Step 6: Experiment with Data

Now, let's try something a bit more interesting. You can read data from various sources, like Azure Blob Storage or Azure Data Lake Storage. Here’s an example of reading a CSV file from DBFS (Databricks File System):

df = spark.read.csv("/FileStore/tables/your_file.csv", header=True, inferSchema=True)
df.show()

Replace /FileStore/tables/your_file.csv with the path to your CSV file. This code reads the CSV file into a Spark DataFrame and then displays the first few rows of the DataFrame. You can also use SQL to query your data. To do this, you first need to register your DataFrame as a temporary view:

df.createOrReplaceTempView("my_table")

Then, you can use the %sql magic command to execute SQL queries:

%sql
SELECT * FROM my_table LIMIT 10

This will display the first 10 rows of the my_table view. You can use a variety of SQL commands to query, filter, and aggregate your data.

Conclusion

And there you have it!

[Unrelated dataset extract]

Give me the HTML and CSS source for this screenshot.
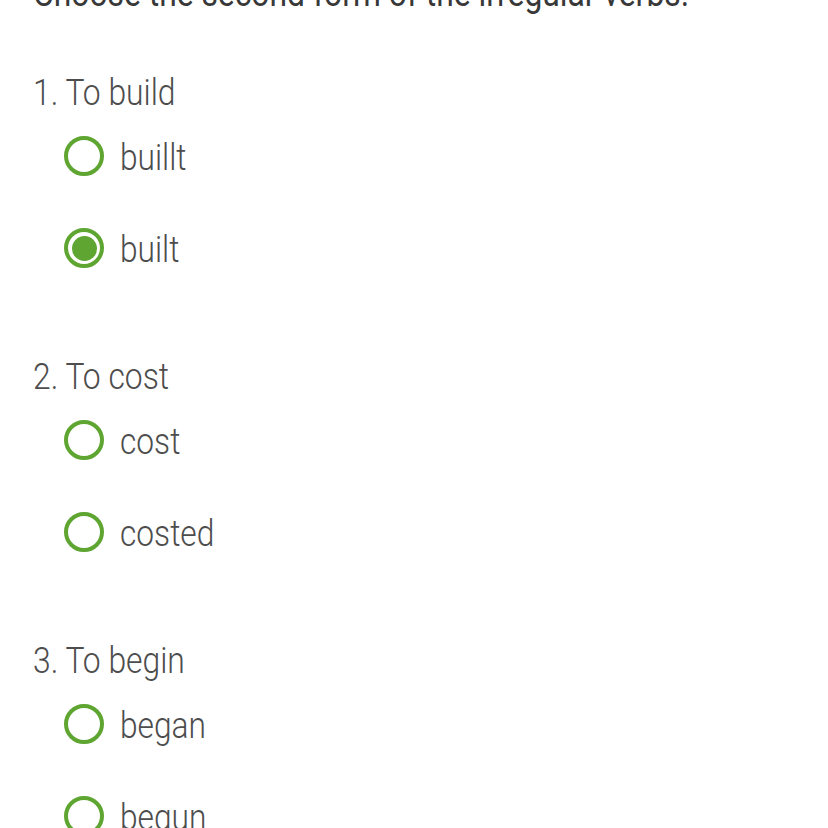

You've taken your first steps into the exciting world of Azure Databricks. With its collaborative environment, powerful processing capabilities, and seamless integration with Azure services, Databricks is a fantastic tool for data analysis and machine learning. Keep exploring, keep experimenting, and unleash the power of your data! Now that you know the basics, dive deeper into the documentation, try out different datasets, and explore the many features that Databricks has to offer. Happy data crunching, folks! Remember, the key to mastering Azure Databricks is practice. The more you use it, the more comfortable and confident you'll become. Don't be afraid to experiment with different techniques and approaches. And most importantly, have fun!